Shopify Inc. shares have had a challenging year, but BofA Global Research believes their fortunes might improve.
On Tuesday, analyst Brad Sills upgraded Shopify shares to "buy" from "neutral," citing the Canada-based e-commerce company's shift towards balanced growth and improved margins. Sills noted that the company's revenue growth combined with disciplined spending indicates healthy margin expansion.
This positive outlook is supported by Shopify’s transition away from lower-margin payment offerings, a move expected to stabilize gross margins, which have fallen by 650 basis points since fiscal 2017.
The company is adopting a more cautious spending strategy, evidenced by a more rational approach to headcount. Sills also anticipates that Shopify will gain market share in the expanding e-commerce sector.
Recently, the company's gross merchandise volume has been growing at more than twice the rate of the overall e-commerce market. Sills believes Shopify’s large base of 2.5 million merchants and its expansive platform will continue to drive market share gains.

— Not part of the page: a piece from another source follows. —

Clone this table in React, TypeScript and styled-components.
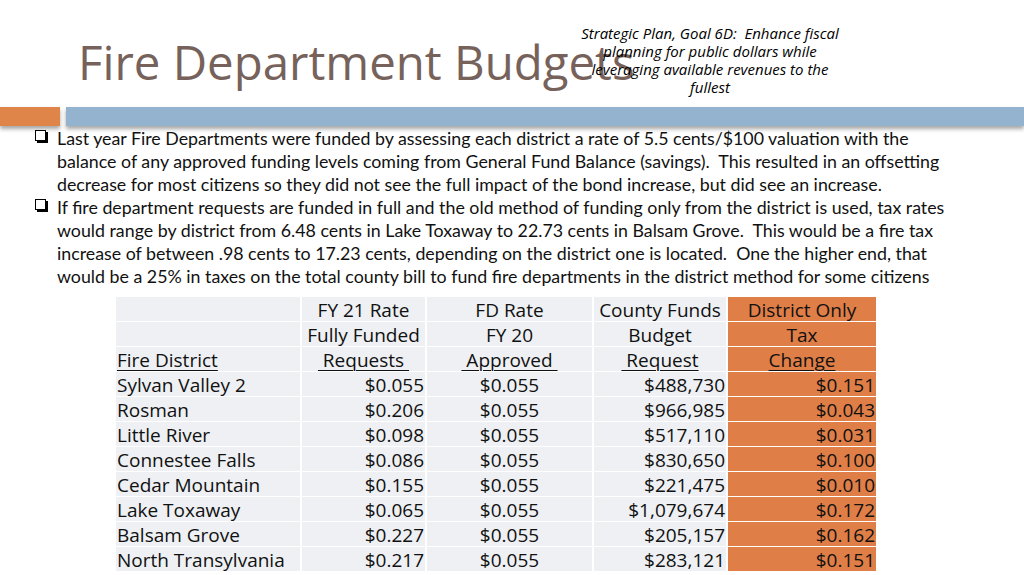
import React from "react";
import styled, { createGlobalStyle } from "styled-components";

const Global = createGlobalStyle`
  html, body { margin: 0; padding: 0; background: #ffffff; }
  body { width: 1024px; height: 575px; overflow: hidden; }
`;

const Slide = styled.div`
  position: relative;
  width: 1024px;
  height: 575px;
  overflow: hidden;
  background: #ffffff;
  display: flex;
  flex-direction: column;
`;

const Header = styled.header`
  position: relative;
  height: 107px;
  padding-left: 78px;
  box-sizing: border-box;
`;

const Title = styled.h1`
  margin: 0;
  padding-top: 30px;
  font-family: "Open Sans", sans-serif;
  font-weight: 400;
  font-size: 47.4px;
  line-height: 64px;
  color: #76625a;
  white-space: nowrap;
`;

const Goal = styled.div`
  position: absolute;
  left: 572px;
  top: 24px;
  width: 276px;
  font-family: "Open Sans", sans-serif;
  font-style: italic;
  font-size: 15px;
  line-height: 18px;
  color: #000000;
  text-align: center;
`;

const BarRow = styled.div`
  display: flex;
  gap: 6px;
  height: 19px;
  flex: none;
`;

const Bar = styled.div<{ $color: string; $width?: string }>`
  background: ${(p) => p.$color};
  width: ${(p) => p.$width ?? "auto"};
  flex: ${(p) => (p.$width ? "none" : "1")};
  box-shadow: 0 3px 4px rgba(0, 0, 0, 0.35);
`;

const Bullets = styled.ul`
  list-style: none;
  margin: 0;
  padding: 1px 0 0 35px;
  font-family: "Lato", sans-serif;
  font-size: 17.8px;
  line-height: 23px;
  color: #111111;
  white-space: nowrap;
`;

const Item = styled.li`
  display: flex;
  gap: 10px;
`;

const Box = styled.span`
  flex: none;
  width: 9px;
  height: 9px;
  margin-top: 3px;
  margin-right: 1px;
  border: 1.5px solid #000;
  box-shadow: 2px 2px 0 #000;
  background: #fff;
`;

const Table = styled.div`
  margin: 9px 0 0 116px;
  width: 760px;
  display: grid;
  grid-template-columns: 184px 123px 165px 132px 148px;
  column-gap: 2px;
  row-gap: 1px;
  grid-auto-rows: 24px;
  font-family: "Open Sans", sans-serif;
  font-size: 19px;
  line-height: 26px;
  color: #111111;
`;

const Cell = styled.div<{ $align?: "left" | "center" | "right"; $hot?: boolean }>`
  background: ${(p) => (p.$hot ? "#e07e47" : "#eef0f3")};
  text-align: ${(p) => p.$align ?? "left"};
  padding: 0 1px;
  white-space: pre;
  box-sizing: border-box;
  height: 24px;
`;

const U = styled.span`
  text-decoration: underline;
  text-underline-offset: 3px;
  text-decoration-thickness: 1px;
`;

const rows: [string, string, string, string, string][] = [
  ["Sylvan Valley 2", "$0.055", "$0.055", "$488,730", "$0.151"],
  ["Rosman", "$0.206", "$0.055", "$966,985", "$0.043"],
  ["Little River", "$0.098", "$0.055", "$517,110", "$0.031"],
  ["Connestee Falls", "$0.086", "$0.055", "$830,650", "$0.100"],
  ["Cedar Mountain", "$0.155", "$0.055", "$221,475", "$0.010"],
  ["Lake Toxaway", "$0.065", "$0.055", "$1,079,674", "$0.172"],
  ["Balsam Grove", "$0.227", "$0.055", "$205,157", "$0.162"],
  ["North Transylvania", "$0.217", "$0.055", "$283,121", "$0.151"],
];

export default function App() {
  return (
    <Slide>
      <Global />
      <Header>
        <Title>Fire Department Budgets</Title>
        <Goal>
          Strategic Plan, Goal 6D:&nbsp; Enhance fiscal
          <br />
          planning for public dollars while
          <br />
          leveraging available revenues to the
          <br />
          fullest
        </Goal>
      </Header>
      <BarRow>
        <Bar $color="#e0854a" $width="60px" />
        <Bar $color="#93b3cf" />
      </BarRow>
      <Bullets>
        <Item>
          <Box />
          <span>
            Last year Fire Departments were funded by assessing each district a rate of 5.5
            cents/$100 valuation with the
            <br />
            balance of any approved funding levels coming from General Fund Balance
            (savings).&nbsp; This resulted in an offsetting
            <br />
            decrease for most citizens so they did not see the full impact of the bond increase, but
            did see an increase.
          </span>
        </Item>
        <Item>
          <Box />
          <span>
            If fire department requests are funded in full and the old method of funding only from
            the district is used, tax rates
            <br />
            would range by district from 6.48 cents in Lake Toxaway to 22.73 cents in Balsam
            Grove.&nbsp; This would be a fire tax
            <br />
            increase of between .98 cents to 17.23 cents, depending on the district one is
            located.&nbsp; One the higher end, that
            <br />
            would be a 25% in taxes on the total county bill to fund fire departments in the district
            method for some citizens
          </span>
        </Item>
      </Bullets>
      <Table>
        <Cell />
        <Cell $align="center">FY 21 Rate</Cell>
        <Cell $align="center">FD Rate</Cell>
        <Cell $align="center">County Funds</Cell>
        <Cell $align="center" $hot>District Only</Cell>

        <Cell />
        <Cell $align="center">Fully Funded</Cell>
        <Cell $align="center">FY 20</Cell>
        <Cell $align="center">Budget</Cell>
        <Cell $align="center" $hot>Tax</Cell>

        <Cell><U>Fire District</U></Cell>
        <Cell $align="center"><U> Requests </U></Cell>
        <Cell $align="center"><U> Approved </U></Cell>
        <Cell $align="center"><U> Request</U></Cell>
        <Cell $align="center" $hot><U>Change</U></Cell>

        {rows.map((r) => (
          <React.Fragment key={r[0]}>
            <Cell>{r[0]}</Cell>
            <Cell $align="right">{r[1]}</Cell>
            <Cell $align="center">{r[2]}</Cell>
            <Cell $align="right">{r[3]}</Cell>
            <Cell $align="right" $hot>{r[4]}</Cell>
          </React.Fragment>
        ))}
      </Table>
    </Slide>
  );
}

Sills clarified that his upgrade is not a prediction for Shopify’s upcoming earnings report. However, he pointed out that BofA’s online spending report indicated that overall e-commerce spending increased in the second quarter compared to the first quarter. This trend bodes well for Shopify’s performance.
He raised his price target for Shopify shares to $82 from $78, suggesting a 28% upside from Monday's close. Shopify shares were up more than 5% in Tuesday trading, potentially ending a six-session losing streak. Despite this, Shopify’s stock had been down nearly 18% for the year through Monday’s close.
Sills believes Shopify shares are trading at a “reasonable multiple,” with his $82 price target implying a 10x multiple of enterprise value to estimated 2025 revenue. This equates to a 0.5x growth-adjusted multiple, aligning with the large-cap software group.
In summary, while Shopify shares have struggled this year, BofA Global Research's Brad Sills sees potential for improvement due to the company's balanced growth, disciplined spending, and potential for market share gains in the e-commerce sector.